Thermal and Rheological Behavior of Polymer Grafted Nanoparticles

Abstract

Composite materials consisting of nanoparticles dispersed in a polymer matrix have potential applications in a wide range of fields. Grafting polymer chains to nanoparticles is a key strategy for controlling the distribution of those nanoparticles throughout the matrix material. The particle distribution is controlled by the relative length of the matrix chains (P) to the graft chains (N) and the density of the graft chains (σ) for particles of a given radius (R). Using differential scanning calorimetry (DSC) and bulk rheological measurements, we examine the interactions between the graft and matrix chains as a function of the three key parameters: σ, P, and N. The results of these measurements are compared to ultrasmall-angle X-ray scattering (USAXS) measurements [Macromolecules 2012, 45, 4007−4011], which were used to determine the phase behavior of the particles.
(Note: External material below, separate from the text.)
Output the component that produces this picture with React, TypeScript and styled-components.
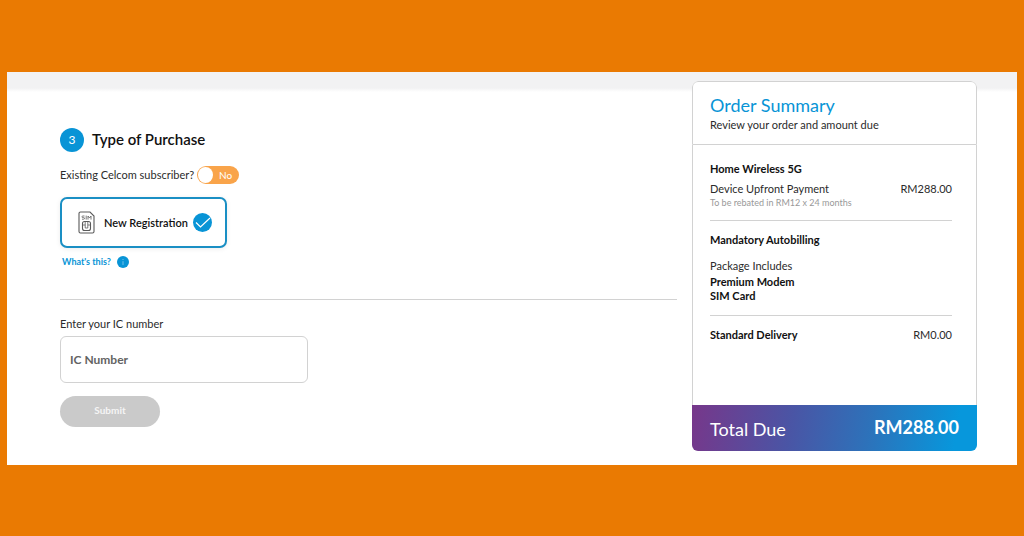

DSC results indicate that the matrix chains must be completely expelled from the graft layer for the autophobic transition to occur. Similar trends are observed from the rheological measurements, where the extracted thickness of the graft layer correlates to changes in the glass transition temperature from DSC. Additional rheological measurements demonstrate the differences in the flow behavior between sparsely and densely grafted particles over a range of shear rates. In particular, as the graft density increases to high levels (0.5–0.7 chains/nm2), the flow behavior of well-dispersed and aggregated particles becomes increasingly similar, as the particle–particle interactions are screened by the thick graft layer.